También en el mundo en que me muevo, el del arte, la música
y la cultura (supuestamente espacio privilegiado de sensibilidad y humanidad)
he sido testigo y confidente de dinámicas de poder ejercidas por alumnos y,
especialmente, profesores (en muchos casos con la connivencia de compañeros de
profesión) que, desde una posición de privilegio e, incluso, de admiración en
el plano artístico por parte de sus alumnas, las han humillado, las han
machacado psicológicamente y las han intentado arrastrar a dinámicas de
dependencia emocional y sexual.
He acompañado procesos de compañeras que han sufrido estas
experiencias y han llegado incluso a abandonar sus centros de estudios y sus
carreras en algunos casos.
La única respuesta posible es la que vimos ayer y la que ha
llenado las portadas de la prensa hoy: la colectiva, la que genera lazos
comunitarios, de pertenencia y hermandad (a la consigna “Yo sí te creo”
se ha añadido la palabra hermana); la que no culpabiliza, victimiza
y señala a la mujer (no ha aparecido en ningún medio la identidad ni la imagen
de la chica que sufrió la violación múltiple) y sí enfoca a los verdugos y
apunta con el dedo lo estructural y sistémico de la injusticia. La que arropa,
moviliza, genera conciencia colectiva, cultura y pensamiento.

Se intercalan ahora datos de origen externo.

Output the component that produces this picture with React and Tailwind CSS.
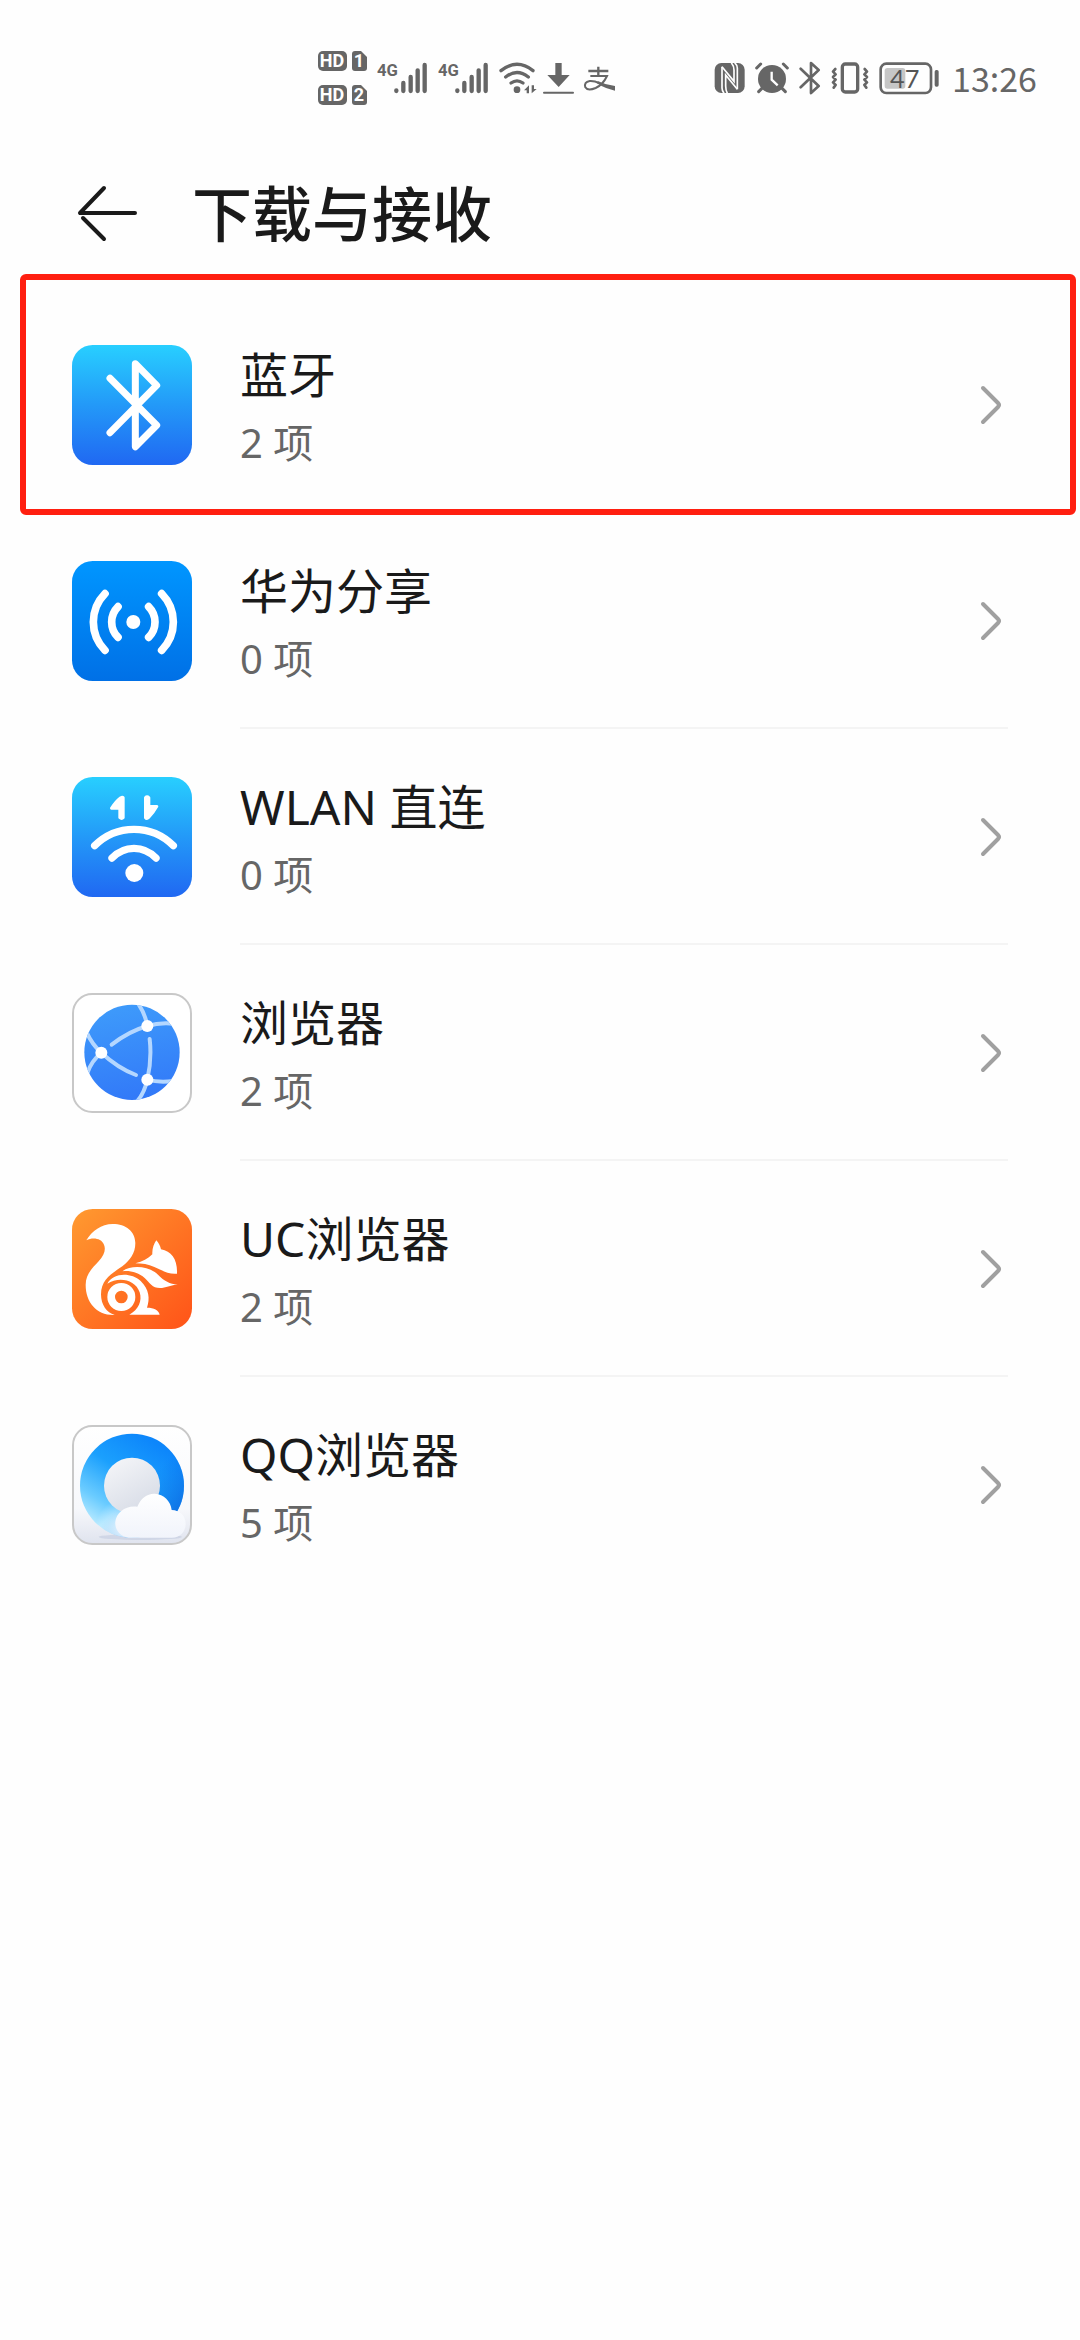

Hoy me decía uno de mis mejores amigos, que está a punto de
acabar la carrera de Derecho, indignado con la resolución de la sentencia:
“El número de magistradas va subiendo cada año, y las
chicas que entran en la carrera aumentan. Que dentro de tres años tendremos más
magistradas, más juezas, más abogadas, nos da esperanza en que la aplicación de
las leyes pueda cambiar”
Probablemente hubiera habido otra resolución si hubieran
sido tres mujeres quienes juzgaran el caso, pero esta es una tarea de todas las
personas, mujeres y hombres, que abarca lo educativo, lo social, lo cultural,
lo político.
Y quizá, como hombres, deberíamos más veces pararnos para
que otras alcen la voz y silenciarnos para discernir y depurar nuestro pensar,
ser y hacer en un camino de continuo aprendizaje y desaprendizaje. Y confiar
nuestro silencio (no cómplice, sino compañero) al grito de las que tienen que
seguir, con nuestro apoyo, abanderando una lucha y un cambio que, como vimos el
pasado 8 de marzo y ayer, ya es imparable.